### Data

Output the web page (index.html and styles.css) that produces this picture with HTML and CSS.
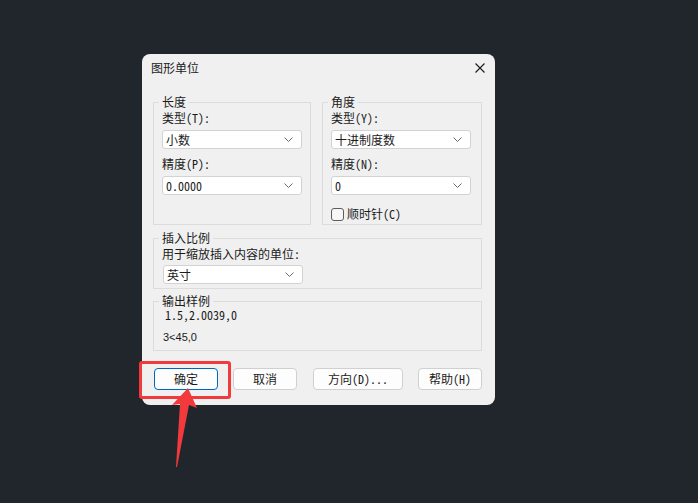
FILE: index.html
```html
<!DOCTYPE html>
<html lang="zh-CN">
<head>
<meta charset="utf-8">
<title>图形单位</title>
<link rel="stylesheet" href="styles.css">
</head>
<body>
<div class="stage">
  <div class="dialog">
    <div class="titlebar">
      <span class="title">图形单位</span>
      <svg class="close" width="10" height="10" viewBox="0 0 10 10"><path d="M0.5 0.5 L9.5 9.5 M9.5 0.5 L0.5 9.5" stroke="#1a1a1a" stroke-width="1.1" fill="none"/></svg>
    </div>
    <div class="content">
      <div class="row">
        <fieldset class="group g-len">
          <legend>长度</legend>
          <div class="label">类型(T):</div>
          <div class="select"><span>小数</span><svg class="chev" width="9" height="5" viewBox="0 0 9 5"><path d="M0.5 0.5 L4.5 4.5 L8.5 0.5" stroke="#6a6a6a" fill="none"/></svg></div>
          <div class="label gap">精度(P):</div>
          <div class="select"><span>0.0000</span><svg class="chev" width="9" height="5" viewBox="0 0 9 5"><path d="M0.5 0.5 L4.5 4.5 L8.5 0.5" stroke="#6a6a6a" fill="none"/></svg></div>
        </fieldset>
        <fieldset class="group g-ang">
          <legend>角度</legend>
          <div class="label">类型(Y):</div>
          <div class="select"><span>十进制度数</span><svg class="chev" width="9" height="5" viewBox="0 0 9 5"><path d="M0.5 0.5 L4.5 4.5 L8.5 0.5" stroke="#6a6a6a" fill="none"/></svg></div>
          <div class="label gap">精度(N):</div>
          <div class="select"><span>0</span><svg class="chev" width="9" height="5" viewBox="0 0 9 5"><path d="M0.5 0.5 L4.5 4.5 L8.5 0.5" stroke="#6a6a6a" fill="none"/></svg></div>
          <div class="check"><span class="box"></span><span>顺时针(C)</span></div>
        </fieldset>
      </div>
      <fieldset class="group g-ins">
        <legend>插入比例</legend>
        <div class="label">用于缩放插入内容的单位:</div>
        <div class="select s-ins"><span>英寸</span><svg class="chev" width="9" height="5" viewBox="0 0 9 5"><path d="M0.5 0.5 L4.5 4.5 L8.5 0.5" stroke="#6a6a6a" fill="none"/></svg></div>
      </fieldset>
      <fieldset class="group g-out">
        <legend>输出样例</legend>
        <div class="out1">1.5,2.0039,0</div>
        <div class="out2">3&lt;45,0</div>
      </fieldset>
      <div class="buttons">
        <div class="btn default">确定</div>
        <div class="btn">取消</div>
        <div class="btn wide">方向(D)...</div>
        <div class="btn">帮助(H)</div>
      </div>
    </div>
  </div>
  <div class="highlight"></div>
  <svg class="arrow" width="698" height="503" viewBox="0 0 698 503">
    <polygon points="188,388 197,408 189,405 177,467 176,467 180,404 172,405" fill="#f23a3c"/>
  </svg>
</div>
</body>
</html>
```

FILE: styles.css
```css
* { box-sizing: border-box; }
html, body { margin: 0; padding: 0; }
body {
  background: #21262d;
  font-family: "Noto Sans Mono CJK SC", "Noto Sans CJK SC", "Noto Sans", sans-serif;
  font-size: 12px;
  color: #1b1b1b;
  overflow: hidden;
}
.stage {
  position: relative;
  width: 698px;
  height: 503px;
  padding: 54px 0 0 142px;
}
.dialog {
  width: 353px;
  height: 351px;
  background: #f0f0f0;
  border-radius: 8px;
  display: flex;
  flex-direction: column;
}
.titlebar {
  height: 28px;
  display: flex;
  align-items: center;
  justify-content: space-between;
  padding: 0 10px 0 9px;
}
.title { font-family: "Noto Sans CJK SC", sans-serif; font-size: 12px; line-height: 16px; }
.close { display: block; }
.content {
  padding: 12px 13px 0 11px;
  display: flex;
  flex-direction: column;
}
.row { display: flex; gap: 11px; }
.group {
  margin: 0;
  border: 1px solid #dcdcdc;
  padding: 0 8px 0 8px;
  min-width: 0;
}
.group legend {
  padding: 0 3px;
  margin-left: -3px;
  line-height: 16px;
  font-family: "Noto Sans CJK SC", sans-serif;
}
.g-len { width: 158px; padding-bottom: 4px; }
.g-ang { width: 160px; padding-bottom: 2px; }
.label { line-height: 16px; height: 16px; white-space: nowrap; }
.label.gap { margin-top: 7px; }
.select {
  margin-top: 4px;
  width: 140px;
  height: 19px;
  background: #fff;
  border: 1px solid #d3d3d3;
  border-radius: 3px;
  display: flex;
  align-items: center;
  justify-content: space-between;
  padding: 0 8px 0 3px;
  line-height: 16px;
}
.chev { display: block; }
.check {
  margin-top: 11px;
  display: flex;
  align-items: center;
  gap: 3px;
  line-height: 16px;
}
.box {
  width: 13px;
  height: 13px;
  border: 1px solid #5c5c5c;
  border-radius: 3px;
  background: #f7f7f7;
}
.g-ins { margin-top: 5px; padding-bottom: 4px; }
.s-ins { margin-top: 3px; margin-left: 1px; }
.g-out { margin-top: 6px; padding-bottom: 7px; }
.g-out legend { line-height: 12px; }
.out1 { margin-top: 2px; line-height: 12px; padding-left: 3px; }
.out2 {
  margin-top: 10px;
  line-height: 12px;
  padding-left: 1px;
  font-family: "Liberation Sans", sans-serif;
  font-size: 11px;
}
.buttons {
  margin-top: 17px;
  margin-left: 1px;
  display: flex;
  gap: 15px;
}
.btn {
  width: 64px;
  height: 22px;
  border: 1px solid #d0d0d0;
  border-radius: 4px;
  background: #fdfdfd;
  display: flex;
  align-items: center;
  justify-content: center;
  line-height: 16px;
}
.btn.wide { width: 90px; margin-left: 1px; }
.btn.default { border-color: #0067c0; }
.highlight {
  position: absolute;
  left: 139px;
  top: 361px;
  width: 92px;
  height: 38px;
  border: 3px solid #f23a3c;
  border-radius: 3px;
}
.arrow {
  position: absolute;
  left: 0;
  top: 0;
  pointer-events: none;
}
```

### Goal
Copy the material above exactly and drop the pictures.

### Written solution
Output the web page (index.html and styles.css) that produces this picture with HTML and CSS.
FILE: index.html
```html
<!DOCTYPE html>
<html lang="zh-CN">
<head>
<meta charset="utf-8">
<title>图形单位</title>
<link rel="stylesheet" href="styles.css">
</head>
<body>
<div class="stage">
  <div class="dialog">
    <div class="titlebar">
      <span class="title">图形单位</span>
      <svg class="close" width="10" height="10" viewBox="0 0 10 10"><path d="M0.5 0.5 L9.5 9.5 M9.5 0.5 L0.5 9.5" stroke="#1a1a1a" stroke-width="1.1" fill="none"/></svg>
    </div>
    <div class="content">
      <div class="row">
        <fieldset class="group g-len">
          <legend>长度</legend>
          <div class="label">类型(T):</div>
          <div class="select"><span>小数</span><svg class="chev" width="9" height="5" viewBox="0 0 9 5"><path d="M0.5 0.5 L4.5 4.5 L8.5 0.5" stroke="#6a6a6a" fill="none"/></svg></div>
          <div class="label gap">精度(P):</div>
          <div class="select"><span>0.0000</span><svg class="chev" width="9" height="5" viewBox="0 0 9 5"><path d="M0.5 0.5 L4.5 4.5 L8.5 0.5" stroke="#6a6a6a" fill="none"/></svg></div>
        </fieldset>
        <fieldset class="group g-ang">
          <legend>角度</legend>
          <div class="label">类型(Y):</div>
          <div class="select"><span>十进制度数</span><svg class="chev" width="9" height="5" viewBox="0 0 9 5"><path d="M0.5 0.5 L4.5 4.5 L8.5 0.5" stroke="#6a6a6a" fill="none"/></svg></div>
          <div class="label gap">精度(N):</div>
          <div class="select"><span>0</span><svg class="chev" width="9" height="5" viewBox="0 0 9 5"><path d="M0.5 0.5 L4.5 4.5 L8.5 0.5" stroke="#6a6a6a" fill="none"/></svg></div>
          <div class="check"><span class="box"></span><span>顺时针(C)</span></div>
        </fieldset>
      </div>
      <fieldset class="group g-ins">
        <legend>插入比例</legend>
        <div class="label">用于缩放插入内容的单位:</div>
        <div class="select s-ins"><span>英寸</span><svg class="chev" width="9" height="5" viewBox="0 0 9 5"><path d="M0.5 0.5 L4.5 4.5 L8.5 0.5" stroke="#6a6a6a" fill="none"/></svg></div>
      </fieldset>
      <fieldset class="group g-out">
        <legend>输出样例</legend>
        <div class="out1">1.5,2.0039,0</div>
        <div class="out2">3&lt;45,0</div>
      </fieldset>
      <div class="buttons">
        <div class="btn default">确定</div>
        <div class="btn">取消</div>
        <div class="btn wide">方向(D)...</div>
        <div class="btn">帮助(H)</div>
      </div>
    </div>
  </div>
  <div class="highlight"></div>
  <svg class="arrow" width="698" height="503" viewBox="0 0 698 503">
    <polygon points="188,388 197,408 189,405 177,467 176,467 180,404 172,405" fill="#f23a3c"/>
  </svg>
</div>
</body>
</html>
```

FILE: styles.css
```css
* { box-sizing: border-box; }
html, body { margin: 0; padding: 0; }
body {
  background: #21262d;
  font-family: "Noto Sans Mono CJK SC", "Noto Sans CJK SC", "Noto Sans", sans-serif;
  font-size: 12px;
  color: #1b1b1b;
  overflow: hidden;
}
.stage {
  position: relative;
  width: 698px;
  height: 503px;
  padding: 54px 0 0 142px;
}
.dialog {
  width: 353px;
  height: 351px;
  background: #f0f0f0;
  border-radius: 8px;
  display: flex;
  flex-direction: column;
}
.titlebar {
  height: 28px;
  display: flex;
  align-items: center;
  justify-content: space-between;
  padding: 0 10px 0 9px;
}
.title { font-family: "Noto Sans CJK SC", sans-serif; font-size: 12px; line-height: 16px; }
.close { display: block; }
.content {
  padding: 12px 13px 0 11px;
  display: flex;
  flex-direction: column;
}
.row { display: flex; gap: 11px; }
.group {
  margin: 0;
  border: 1px solid #dcdcdc;
  padding: 0 8px 0 8px;
  min-width: 0;
}
.group legend {
  padding: 0 3px;
  margin-left: -3px;
  line-height: 16px;
  font-family: "Noto Sans CJK SC", sans-serif;
}
.g-len { width: 158px; padding-bottom: 4px; }
.g-ang { width: 160px; padding-bottom: 2px; }
.label { line-height: 16px; height: 16px; white-space: nowrap; }
.label.gap { margin-top: 7px; }
.select {
  margin-top: 4px;
  width: 140px;
  height: 19px;
  background: #fff;
  border: 1px solid #d3d3d3;
  border-radius: 3px;
  display: flex;
  align-items: center;
  justify-content: space-between;
  padding: 0 8px 0 3px;
  line-height: 16px;
}
.chev { display: block; }
.check {
  margin-top: 11px;
  display: flex;
  align-items: center;
  gap: 3px;
  line-height: 16px;
}
.box {
  width: 13px;
  height: 13px;
  border: 1px solid #5c5c5c;
  border-radius: 3px;
  background: #f7f7f7;
}
.g-ins { margin-top: 5px; padding-bottom: 4px; }
.s-ins { margin-top: 3px; margin-left: 1px; }
.g-out { margin-top: 6px; padding-bottom: 7px; }
.g-out legend { line-height: 12px; }
.out1 { margin-top: 2px; line-height: 12px; padding-left: 3px; }
.out2 {
  margin-top: 10px;
  line-height: 12px;
  padding-left: 1px;
  font-family: "Liberation Sans", sans-serif;
  font-size: 11px;
}
.buttons {
  margin-top: 17px;
  margin-left: 1px;
  display: flex;
  gap: 15px;
}
.btn {
  width: 64px;
  height: 22px;
  border: 1px solid #d0d0d0;
  border-radius: 4px;
  background: #fdfdfd;
  display: flex;
  align-items: center;
  justify-content: center;
  line-height: 16px;
}
.btn.wide { width: 90px; margin-left: 1px; }
.btn.default { border-color: #0067c0; }
.highlight {
  position: absolute;
  left: 139px;
  top: 361px;
  width: 92px;
  height: 38px;
  border: 3px solid #f23a3c;
  border-radius: 3px;
}
.arrow {
  position: absolute;
  left: 0;
  top: 0;
  pointer-events: none;
}
```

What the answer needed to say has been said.